Вот тут Бонапарт едва не взорвался.
— А может, сказать вам правду? — воскликнул он. — Желаете слышать правду, сэр? Думаю, вам приказано любой ценой вытянуть сведения о моих последних днях в Египте. Да-да, любыми средствами. Можно морочить мне голову. Прикинуться другом. Все, что угодно. А если не выйдет… Скорее всего, вам велено попросту отравить меня, сэр. Убить.
Лицо Лоу стало свекольного цвета.
— Вы же не ждете, чтобы я на это ответил, сэр?

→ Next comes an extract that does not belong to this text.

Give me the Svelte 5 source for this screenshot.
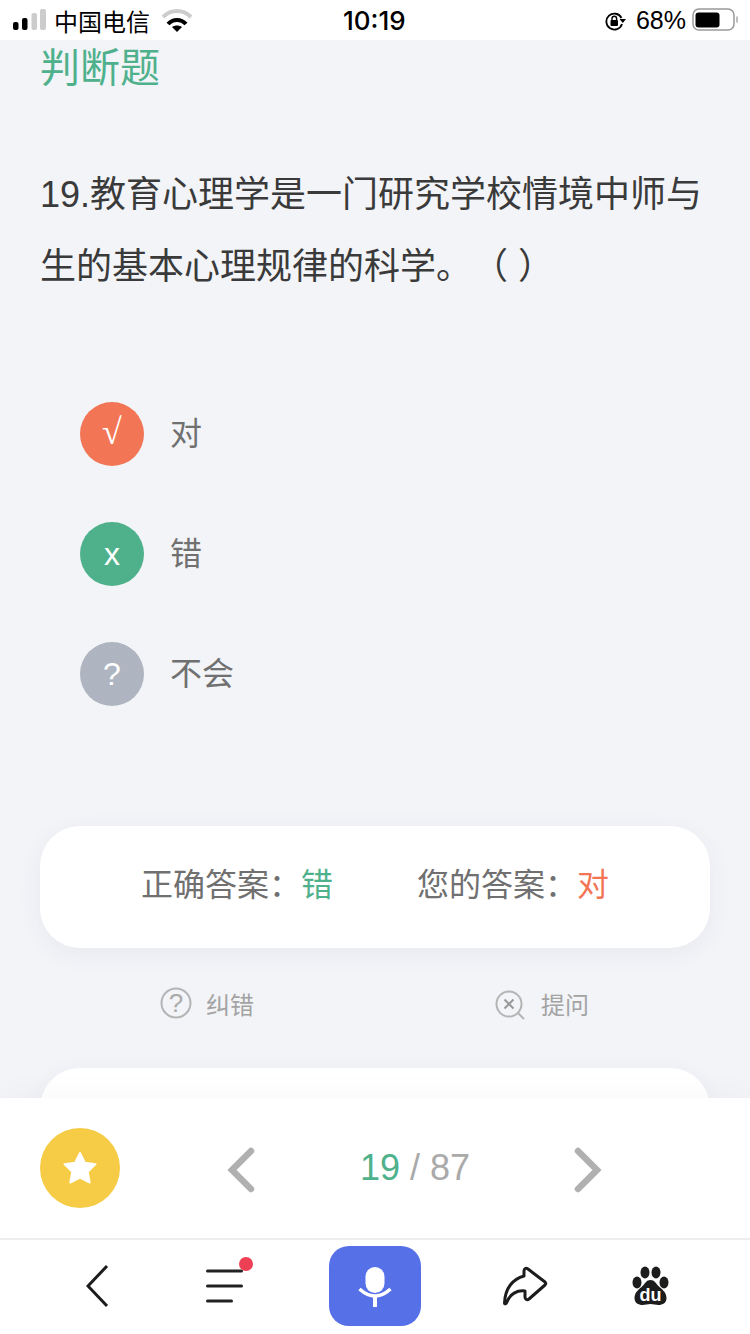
<script lang="ts">
  const options = [
    { mark: '√', label: '对', tone: 'right' },
    { mark: 'x', label: '错', tone: 'wrong' },
    { mark: '?', label: '不会', tone: 'unknown' }
  ];
</script>

<div class="page">
  <header class="status">
    <svg class="signal" width="34" height="22" viewBox="0 0 34 22">
      <rect x="0" y="13" width="5.500" height="8" rx="2" fill="#000" />
      <rect x="9" y="9" width="5.500" height="12" rx="2" fill="#000" />
      <rect x="18.500" y="4" width="5.500" height="17" rx="2" fill="#ccc" />
      <rect x="27" y="0" width="6" height="21" rx="2" fill="#ccc" />
    </svg>
    <span class="carrier">中国电信</span>
    <svg class="wifi" width="30" height="24" viewBox="0 0 30 24">
      <path d="M1 9C9 1 21 1 29 9" fill="none" stroke="#ccc" stroke-width="4" />
      <path d="M6 16C11 10.500 19 10.500 24 16" fill="none" stroke="#000" stroke-width="4" />
      <path d="M10 19C13 17 17 17 20 19L15 24Z" fill="#000" />
    </svg>
    <span class="time">10:19</span>
    <svg class="lock" width="22" height="22" viewBox="0 0 22 22">
      <path d="M16.500 9A8 8 0 1 0 17 15" fill="none" stroke="#000" stroke-width="1.800" />
      <path d="M14.500 10h6.500l-3.200 4z" fill="#000" />
      <rect x="5.500" y="11" width="7.500" height="6" rx="1" fill="#000" />
      <path d="M7 11.500V9.500a2.300 2.300 0 0 1 4.600 0v2" fill="none" stroke="#000" stroke-width="1.400" />
    </svg>
    <span class="pct">68%</span>
    <svg class="battery" width="46" height="24" viewBox="0 0 46 24">
      <rect x="1" y="1" width="41" height="21" rx="6" fill="none" stroke="#999" stroke-width="1.500" />
      <rect x="3.500" y="4.500" width="24" height="15" rx="3" fill="#000" />
      <path d="M45 8.500v6" fill="none" stroke="#aaa" stroke-width="1.500" />
    </svg>
  </header>

  <main class="content">
    <h2 class="kind">判断题</h2>
    <p class="question">19.教育心理学是一门研究学校情境中师与生的基本心理规律的科学。（ ）</p>

    <ul class="options">
      {#each options as opt (opt.label)}
        <li class="option">
          <span class="mark {opt.tone}">{opt.mark}</span>
          <span class="label">{opt.label}</span>
        </li>
      {/each}
    </ul>

    <section class="answer card">
      <span>正确答案：<b class="green">错</b></span>
      <span>您的答案：<b class="orange">对</b></span>
    </section>

    <div class="actions">
      <span class="action">
        <svg width="32" height="32" viewBox="0 0 32 32">
          <circle cx="16" cy="16" r="14.500" fill="none" stroke="#b4b4b4" stroke-width="2" />
          <text x="16" y="25" text-anchor="middle" class="qmark">?</text>
        </svg>
        纠错
      </span>
      <span class="action ask">
        <svg width="32" height="32" viewBox="0 0 32 32">
          <circle cx="15" cy="15" r="12.500" fill="none" stroke="#b4b4b4" stroke-width="2" />
          <path d="M10.500 10.500l9 9M19.500 10.500l-9 9" stroke="#999" stroke-width="2" />
          <path d="M24 24l6 6" stroke="#b4b4b4" stroke-width="2" />
        </svg>
        提问
      </span>
    </div>

    <section class="next card"></section>
  </main>

  <section class="pager">
    <button class="star" aria-label="收藏">
      <svg width="36" height="33" viewBox="0 0 36 34">
        <path d="M18 2l5 10 11 1.500-8 8 2 11L18 27.500 8 32.500l2-11-8-8L13 12z" fill="#fff" stroke="#fff" stroke-width="2" stroke-linejoin="round" />
      </svg>
    </button>
    <svg class="chev" width="30" height="48" viewBox="0 0 30 48">
      <path d="M25 5L6 24l19 19" fill="none" stroke="#b0b0b0" stroke-width="6.500" stroke-linecap="round" />
    </svg>
    <div class="count"><span class="green">19</span> / 87</div>
    <svg class="chev" width="30" height="48" viewBox="0 0 30 48">
      <path d="M4 5l19 19L4 43" fill="none" stroke="#b0b0b0" stroke-width="6.500" stroke-linecap="round" />
    </svg>
  </section>

  <nav class="toolbar">
    <svg width="24" height="44" viewBox="0 0 24 44">
      <path d="M21 2L2 22l19 20" fill="none" stroke="#1c1c1c" stroke-width="3" />
    </svg>
    <span class="menu">
      <svg width="40" height="34" viewBox="0 0 40 34">
        <path d="M2.500 2h34M2.500 17h34M2.500 32h24" fill="none" stroke="#222" stroke-width="3" stroke-linecap="round" />
      </svg>
      <i class="dot"></i>
    </span>
    <button class="mic" aria-label="语音">
      <svg width="40" height="44" viewBox="0 0 40 44">
        <rect x="10.500" y="3" width="19" height="26" rx="9.500" fill="#fff" />
        <path d="M4.500 25Q20 39 35.500 25" fill="none" stroke="#fff" stroke-width="3.500" />
        <path d="M20 32v11" stroke="#fff" stroke-width="4" />
      </svg>
    </button>
    <svg width="46" height="40" viewBox="0 0 46 40">
      <path d="M2.500 37C3 22 11 13 22 10V5c0-2.500 2-3.500 4-2l17 13c1 1 1 2 0 3L27 33c-2 1.500-4 .5-4-2v-6C15 24 8 28 5 36c-.7 1.800-2.500 2.500-2.500 1z" fill="none" stroke="#1c1c1c" stroke-width="3" stroke-linejoin="round" />
    </svg>
    <svg width="38" height="40" viewBox="0 0 38 40">
      <ellipse cx="13" cy="6.500" rx="4.500" ry="6" fill="#1c1c1c" />
      <ellipse cx="24" cy="6.500" rx="4.500" ry="6" fill="#1c1c1c" />
      <ellipse cx="5" cy="16.500" rx="4.500" ry="6" fill="#1c1c1c" />
      <ellipse cx="32" cy="16.500" rx="4.500" ry="6" fill="#1c1c1c" />
      <path d="M18.500 14c4 0 5 3 8 6 3 3 8 6 8 12 0 5-4 7-8 7-3 0-5-1-8-1s-5 1-8 1c-4 0-8-2-8-7 0-6 5-9 8-12 3-3 4-6 8-6z" fill="#1c1c1c" />
      <text x="18.500" y="35" text-anchor="middle" class="du">du</text>
    </svg>
  </nav>
</div>

<style>
  :global(body) {
    margin: 0;
  }

  .page {
    width: 750px;
    height: 1334px;
    display: flex;
    flex-direction: column;
    overflow: hidden;
    background: #f2f4f8;
    font-family: "Liberation Sans", "Noto Sans CJK SC", sans-serif;
  }

  .status {
    flex: none;
    height: 40px;
    box-sizing: border-box;
    padding: 0 12px 0 13px;
    background: #fff;
    display: flex;
    align-items: center;
    color: #000;
    position: relative;
    z-index: 1;
  }

  .signal {
    margin-right: 7px;
  }

  .carrier {
    font: 24px "Noto Sans CJK SC", sans-serif;
    width: 96px;
  }

  .wifi {
    margin-left: 12px;
  }

  .time {
    font: 500 26px Inter, sans-serif;
    margin-left: 151px;
    width: 64px;
  }

  .lock {
    margin-left: auto;
    margin-right: 9px;
  }

  .pct {
    font: 25px "Liberation Sans", sans-serif;
    margin-right: 6px;
  }

  .content {
    flex: 1;
    min-height: 0;
    padding: 0 40px;
    box-sizing: border-box;
    font-family: "Noto Sans CJK SC", sans-serif;
  }

  .kind {
    margin: 0;
    font-size: 40px;
    font-weight: 400;
    line-height: 50px;
    color: #4fb18c;
  }

  .question {
    margin: 69px 0 0;
    font-size: 36px;
    line-height: 72px;
    color: #3a3a3a;
    font-family: "Liberation Sans", "Noto Sans CJK SC", sans-serif;
    text-spacing-trim: space-all;
  }

  .options {
    list-style: none;
    margin: 99px 0 0;
    padding: 0 0 0 40px;
    display: flex;
    flex-direction: column;
    gap: 56px;
  }

  .option {
    display: flex;
    align-items: center;
    gap: 26px;
  }

  .mark {
    width: 64px;
    height: 64px;
    border-radius: 50%;
    color: #fff;
    font: 32px/64px "Liberation Sans", sans-serif;
    text-align: center;
  }

  .right {
    background: #f27555;
    font: 36px/60px "Liberation Serif", serif;
  }

  .wrong { background: #4fb18c; }
  .unknown { background: #aeb5c0; }

  .label {
    font-size: 32px;
    color: #707070;
    padding-bottom: 6px;
  }

  .card {
    background: #fff;
    border-radius: 40px;
    box-shadow: 0 6px 24px rgba(60, 70, 90, 0.06);
  }

  .answer {
    margin-top: 120px;
    height: 122px;
    box-sizing: border-box;
    padding-bottom: 10px;
    display: flex;
    align-items: center;
    justify-content: center;
    gap: 84px;
    font-size: 32px;
    color: #707070;
  }

  .answer b {
    font-weight: 400;
  }

  .green { color: #4fb18c; }
  .orange { color: #f27555; }

  .actions {
    display: flex;
    margin-top: 38px;
    height: 34px;
    padding-left: 120px;
    gap: 240px;
  }

  .action {
    display: flex;
    align-items: center;
    gap: 14px;
    font-size: 24px;
    color: #a3a3a3;
  }

  .ask {
    gap: 15px;
  }

  .ask svg {
    margin-top: 4px;
  }

  .qmark {
    font: 26px "Liberation Sans", sans-serif;
    fill: #aaa;
  }

  .next {
    margin-top: 48px;
    height: 160px;
  }

  .pager {
    flex: none;
    height: 140px;
    box-sizing: border-box;
    background: #fff;
    display: flex;
    align-items: center;
    padding-left: 40px;
    position: relative;
    box-shadow: 0 -10px 24px rgba(0, 0, 0, 0.02);
  }

  .star {
    width: 80px;
    height: 80px;
    border: 0;
    padding: 0 0 2px;
    border-radius: 50%;
    background: #f6cb45;
    display: flex;
    align-items: center;
    justify-content: center;
    margin-right: 106px;
  }

  .chev {
    margin-top: 4px;
  }

  .count {
    width: 318px;
    text-align: center;
    font-size: 36px;
    color: #aaa;
  }

  .toolbar {
    flex: none;
    height: 96px;
    box-sizing: border-box;
    border-top: 2px solid #eee;
    background: #fff;
    padding: 0 34px 2px;
    display: grid;
    grid-template-columns: 128px 126px 174px 126px 126px;
    align-items: center;
    justify-items: center;
    position: relative;
  }

  .menu {
    position: relative;
    display: flex;
  }

  .dot {
    position: absolute;
    top: -12px;
    right: -8px;
    width: 14px;
    height: 14px;
    border-radius: 50%;
    background: #ee4055;
  }

  .mic {
    width: 92px;
    height: 80px;
    border: 0;
    padding: 0;
    border-radius: 20px;
    background: #5670e8;
    display: flex;
    align-items: center;
    justify-content: center;
  }

  .du {
    font: bold 18px "Liberation Sans", sans-serif;
    fill: #fff;
  }
</style>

— Да нет, я требую ответа!
— Тогда я скажу одно… Только одно. Во время прошлого разговора вы заметили, что не сумели постичь характер англичанина. Так вот, знайте: вам тем более не удалось постичь характер английского солдата.
С этими словами, пылая гневом, он развернулся и ринулся прочь.
Однако сказанного было уже не поправить, и через три короткие встречи Наполеон наотрез отказался беседовать со своим тюремщиком. Не ожидавший столь быстрого разоблачения и позора, Лоу погрузился в болото навязчивых состояний. Теперь уже он опасался, что Бонапарта вывезут в бочке с вином, в сахарном ящике или даже в узле из грязных простыней, и выскакивал по ночам из постели, чтобы пришпорить коня и скакать по извилистым тропам — только бы убедиться, что узник по-прежнему на месте. Губернатор удвоил охрану Лонгвуда и повсюду установил новые блокпосты и укрепления, издав ряд таких строгих ограничений, что их непомерная суровость поразила даже герцога Веллингтона.
Хотя, если вдуматься, герцогу было легко рассуждать о строгости: он-то, как и Наполеон, твердо знал о своем бессмертии. Лоу же, напротив, не перенес бы провала, помноженного на немыслимый побег вверенного ему узника. Душу его беспрестанно терзало прощальное проклятие императора: «И через пять веков мое имя будет сиять как солнце, а ваше — останется знаком позора и несправедливости».
Что и говорить, проклятие стократ ужаснее той опрометчивой фразы, которой Денон пригвоздил Гамильтона, ибо оно исходило от человека, каждое слово которого пылало в небе, написанное огненными хвостами комет.